-- Your instructions --
State how many lines of the data contain the word "TypeScript", and write nothing besides the number.

-- Exercise data --

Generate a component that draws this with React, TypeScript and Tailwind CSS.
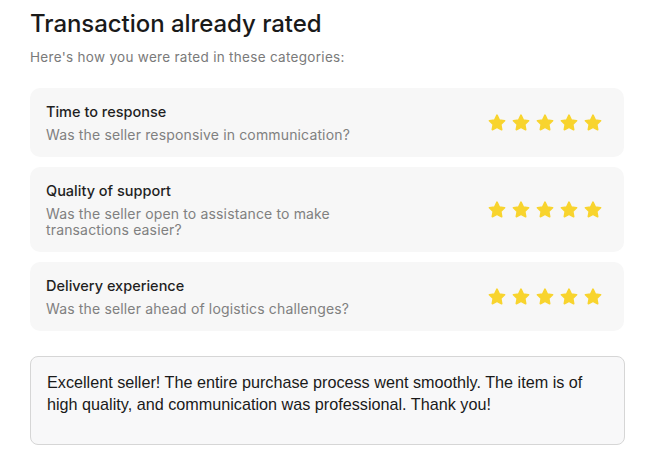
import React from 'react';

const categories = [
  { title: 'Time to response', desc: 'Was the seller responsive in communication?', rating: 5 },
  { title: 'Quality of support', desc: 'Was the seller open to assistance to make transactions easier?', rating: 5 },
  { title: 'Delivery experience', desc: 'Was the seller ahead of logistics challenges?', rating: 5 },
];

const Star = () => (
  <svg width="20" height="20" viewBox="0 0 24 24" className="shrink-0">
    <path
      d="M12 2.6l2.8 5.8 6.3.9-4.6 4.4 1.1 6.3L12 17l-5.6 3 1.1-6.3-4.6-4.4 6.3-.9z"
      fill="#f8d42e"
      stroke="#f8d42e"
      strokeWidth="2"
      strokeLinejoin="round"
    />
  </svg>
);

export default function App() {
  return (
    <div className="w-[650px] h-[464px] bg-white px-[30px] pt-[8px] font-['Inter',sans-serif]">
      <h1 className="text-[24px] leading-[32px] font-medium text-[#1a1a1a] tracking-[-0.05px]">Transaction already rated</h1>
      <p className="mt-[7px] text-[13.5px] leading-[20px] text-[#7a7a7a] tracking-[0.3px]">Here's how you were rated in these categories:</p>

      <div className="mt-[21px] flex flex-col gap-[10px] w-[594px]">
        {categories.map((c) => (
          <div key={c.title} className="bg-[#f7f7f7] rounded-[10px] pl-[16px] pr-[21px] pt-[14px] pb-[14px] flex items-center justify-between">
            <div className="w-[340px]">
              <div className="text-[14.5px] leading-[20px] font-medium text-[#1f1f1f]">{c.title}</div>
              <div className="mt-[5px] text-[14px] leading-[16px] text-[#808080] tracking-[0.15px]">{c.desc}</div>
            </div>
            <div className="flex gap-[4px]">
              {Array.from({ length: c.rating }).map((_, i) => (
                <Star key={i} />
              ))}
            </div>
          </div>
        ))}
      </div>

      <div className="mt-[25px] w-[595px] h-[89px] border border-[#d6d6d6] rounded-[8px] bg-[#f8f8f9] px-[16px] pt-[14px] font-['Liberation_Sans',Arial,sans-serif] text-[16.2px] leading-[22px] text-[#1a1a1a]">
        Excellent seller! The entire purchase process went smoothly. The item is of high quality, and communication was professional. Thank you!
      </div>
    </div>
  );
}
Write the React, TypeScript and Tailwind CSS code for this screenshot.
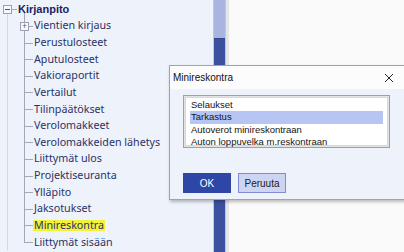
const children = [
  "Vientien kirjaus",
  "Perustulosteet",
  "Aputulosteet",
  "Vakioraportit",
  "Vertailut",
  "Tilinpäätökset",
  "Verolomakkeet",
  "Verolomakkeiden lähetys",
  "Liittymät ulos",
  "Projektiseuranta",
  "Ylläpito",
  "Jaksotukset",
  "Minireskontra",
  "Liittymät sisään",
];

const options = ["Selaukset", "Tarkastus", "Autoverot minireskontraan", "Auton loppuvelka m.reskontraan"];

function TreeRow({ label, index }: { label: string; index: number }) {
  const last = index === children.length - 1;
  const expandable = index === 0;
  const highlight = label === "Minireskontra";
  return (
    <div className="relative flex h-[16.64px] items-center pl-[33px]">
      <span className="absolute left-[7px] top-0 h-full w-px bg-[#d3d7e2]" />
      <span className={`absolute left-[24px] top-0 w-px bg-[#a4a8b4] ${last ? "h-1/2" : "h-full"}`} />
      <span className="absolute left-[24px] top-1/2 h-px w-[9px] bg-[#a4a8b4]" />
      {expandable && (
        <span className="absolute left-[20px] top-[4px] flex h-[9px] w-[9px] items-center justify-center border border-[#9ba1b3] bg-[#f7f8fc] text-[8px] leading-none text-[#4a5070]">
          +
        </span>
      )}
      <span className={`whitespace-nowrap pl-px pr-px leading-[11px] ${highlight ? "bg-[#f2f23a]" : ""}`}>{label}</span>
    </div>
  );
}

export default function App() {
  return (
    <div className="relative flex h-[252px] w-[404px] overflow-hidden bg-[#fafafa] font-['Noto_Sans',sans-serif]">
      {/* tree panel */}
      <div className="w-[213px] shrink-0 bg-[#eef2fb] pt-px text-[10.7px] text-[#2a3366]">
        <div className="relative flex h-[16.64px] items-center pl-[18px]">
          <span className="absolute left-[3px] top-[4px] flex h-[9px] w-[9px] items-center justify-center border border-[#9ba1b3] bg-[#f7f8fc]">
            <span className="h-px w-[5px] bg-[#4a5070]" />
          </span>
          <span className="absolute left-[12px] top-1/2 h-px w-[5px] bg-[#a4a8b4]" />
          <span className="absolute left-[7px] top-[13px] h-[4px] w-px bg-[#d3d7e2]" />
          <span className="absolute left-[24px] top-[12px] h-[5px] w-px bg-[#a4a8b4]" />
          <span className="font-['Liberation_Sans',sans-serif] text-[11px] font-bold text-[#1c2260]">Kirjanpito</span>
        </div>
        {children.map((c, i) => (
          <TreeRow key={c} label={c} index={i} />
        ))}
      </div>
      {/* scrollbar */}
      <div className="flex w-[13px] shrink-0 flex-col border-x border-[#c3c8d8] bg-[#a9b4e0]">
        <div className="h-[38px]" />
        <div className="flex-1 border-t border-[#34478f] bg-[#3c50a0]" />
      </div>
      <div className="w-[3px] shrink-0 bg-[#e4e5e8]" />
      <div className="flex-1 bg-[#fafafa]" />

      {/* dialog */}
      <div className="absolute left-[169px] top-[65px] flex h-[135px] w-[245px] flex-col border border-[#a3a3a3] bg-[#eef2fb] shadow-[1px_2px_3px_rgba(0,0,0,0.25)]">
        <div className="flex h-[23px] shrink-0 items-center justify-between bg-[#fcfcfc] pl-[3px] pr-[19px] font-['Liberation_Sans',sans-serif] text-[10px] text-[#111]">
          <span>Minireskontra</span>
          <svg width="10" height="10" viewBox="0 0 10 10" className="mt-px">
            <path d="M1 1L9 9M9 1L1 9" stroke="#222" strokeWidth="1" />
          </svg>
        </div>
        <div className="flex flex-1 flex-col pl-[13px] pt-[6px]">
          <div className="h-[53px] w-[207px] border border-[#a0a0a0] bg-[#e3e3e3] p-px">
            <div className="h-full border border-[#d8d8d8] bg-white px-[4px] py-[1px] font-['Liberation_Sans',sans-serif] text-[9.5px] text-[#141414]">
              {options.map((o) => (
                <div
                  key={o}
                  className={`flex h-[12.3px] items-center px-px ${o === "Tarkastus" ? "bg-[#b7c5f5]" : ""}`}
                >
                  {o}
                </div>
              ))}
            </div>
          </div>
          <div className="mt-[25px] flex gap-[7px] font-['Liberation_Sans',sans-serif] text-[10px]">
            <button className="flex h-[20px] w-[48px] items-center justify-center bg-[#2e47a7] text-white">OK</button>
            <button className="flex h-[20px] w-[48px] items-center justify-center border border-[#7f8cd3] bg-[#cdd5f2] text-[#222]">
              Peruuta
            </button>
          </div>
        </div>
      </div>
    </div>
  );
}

-- Solved exercise --
2